Turkey: The Turkish Competition Authority Releases New Guidelines For Mergers And Acquisitions

Turkey, Mergers, Ancillary restriction, Joint-venture, Thresholds, Merger (notion), Reform, All business sectors

Turkish Competition Authority, 27 June 2011, Guidelines for Undertakings Concerned, Turnover and Ancillary Restraints in Mergers and Acquisitions

Ercüment Erdem, e-Competitions, N° 40188, www.concurrences.com

The Guidelines for Undertakings Concerned, Turnover and Ancillary Restraints in Mergers and Acquisitions (the "Guidelines") which was published in the official website of the Competition Authority on June 27, 2011, was prepared with a view to facilitate the enforcement of the Communiqué No. 2010/4 Concerning the Mergers and Acquisitions Calling for the Authorization of the Competition Board (the " Communiqué No. 2010/4").

Legal Grounds in the Preparation of the Guidelines

Article 7 entitled "Mergers and Acquisitions" of the Act No. 4054 on the Protection of Competition (the "Competition Act") prohibits operations of merger or acquisition which would create a dominant position or strengthen a dominant position and result in significant lessening of competition in a market for certain goods or services within the whole or a part of the country.
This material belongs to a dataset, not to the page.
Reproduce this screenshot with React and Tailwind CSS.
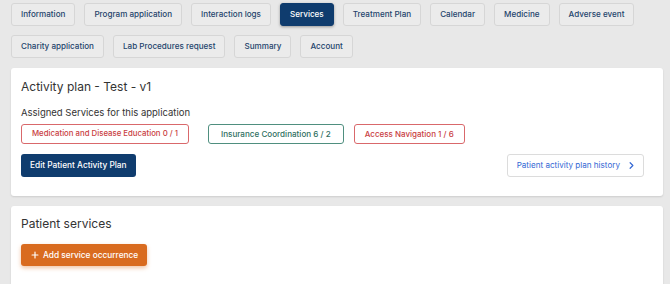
import { ChevronRight, Plus } from 'lucide-react';

const tabs1 = ['Information', 'Program application', 'Interaction logs', 'Services', 'Treatment Plan', 'Calendar', 'Medicine', 'Adverse event'];
const tabs2 = ['Charity application', 'Lab Procedures request', 'Summary', 'Account'];

function Tab({ label }) {
    const active = label === 'Services';
    return (
        <button
            className={`h-[23px] whitespace-nowrap rounded-[3px] border px-[9px] text-[8.1px] font-medium leading-none ${
                active
                    ? 'border-[#0f3c6e] bg-[#0f3c6e] text-white shadow-[0_1px_3px_rgba(0,0,0,0.35)]'
                    : 'border-[#d6d6d6] bg-[#ebebeb] text-[#24446b]'
            }`}>
            {label}
        </button>
    );
}

export default function App() {
    return (
        <div className="min-h-[284px] w-[670px] overflow-hidden bg-[#e8e8e8] pl-[11px] pr-[7px] font-['Inter',sans-serif]">
            {/* Tabs */}
            <div className="flex gap-[9px] pt-[3px]">
                {tabs1.map(t => <Tab key={t} label={t} />)}
            </div>
            <div className="mt-[9px] flex gap-[9px]">
                {tabs2.map(t => <Tab key={t} label={t} />)}
            </div>

            {/* Activity plan */}
            <div className="mt-[10px] rounded-[3px] bg-white px-[10px] pb-[19px] pt-[11px] shadow-[0_1px_2px_rgba(0,0,0,0.12)]">
                <h2 className="text-[12px] leading-[15px] text-[#333]">Activity plan - Test - v1</h2>
                <p className="mt-[13px] text-[9.5px] leading-[12px] text-[#333]">Assigned Services for this application</p>
                <div className="mt-[5px] flex">
                    <span className="flex h-[20px] items-center whitespace-nowrap rounded-[3px] border border-[#d9686b] px-[10px] text-[7.8px] font-medium text-[#c9403f]">
                        Medication and Disease Education 0 / 1
                    </span>
                    <span className="ml-[19px] flex h-[20px] items-center whitespace-nowrap rounded-[3px] border border-[#4f8f7f] px-[12px] text-[8.1px] font-medium text-[#2f6f5f]">
                        Insurance Coordination 6 / 2
                    </span>
                    <span className="ml-[10px] flex h-[20px] items-center whitespace-nowrap rounded-[3px] border border-[#d9686b] px-[10px] text-[8px] font-medium text-[#c9403f]">
                        Access Navigation 1 / 6
                    </span>
                </div>
                <div className="mt-[10px] flex items-center justify-between pr-[9px]">
                    <button className="h-[23px] whitespace-nowrap rounded-[3px] bg-[#0f3c6e] px-[9px] text-[8.3px] font-medium text-white">
                        Edit Patient Activity Plan
                    </button>
                    <button className="flex h-[23px] items-center gap-[6px] whitespace-nowrap rounded-[3px] border border-[#dcdcdc] bg-white pl-[9px] pr-[6px] text-[8.1px] text-[#3568d4]">
                        Patient activity plan history
                        <ChevronRight size={11} strokeWidth={2.6} className="text-[#3568d4]" />
                    </button>
                </div>
            </div>

            {/* Patient services */}
            <div className="mt-[10px] h-[90px] rounded-[3px] bg-white px-[10px] pt-[10px] shadow-[0_1px_2px_rgba(0,0,0,0.12)]">
                <h2 className="text-[12px] leading-[15px] text-[#333]">Patient services</h2>
                <button className="mt-[13px] flex h-[22px] items-center gap-[3px] whitespace-nowrap rounded-[3px] bg-[#d96b1f] px-[9px] text-[8.3px] font-medium text-white shadow-[0_2px_4px_rgba(217,107,31,0.4)]">
                    <Plus size={10} strokeWidth={2.8} />
                    Add service occurrence
                </button>
            </div>
        </div>
    );
}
The same article states that the Competition Board (the "Board") shall declare, via Communiqués the types of mergers and acquisitions which have to be notified to the Board and for which permission has to be obtained in order for them to become legally valid.

The Board, in compliance with this article, first issued the Communiqué No. 1997/1 on the Mergers and Acquisitions Calling for the Authorization of the Competition Board (the " Communiqué No. 1997/1"), which foresaw the market share threshold system; and subsequently, the Communiqué No. 2010/4 which provides the turnover threshold system to replace the market share threshold system.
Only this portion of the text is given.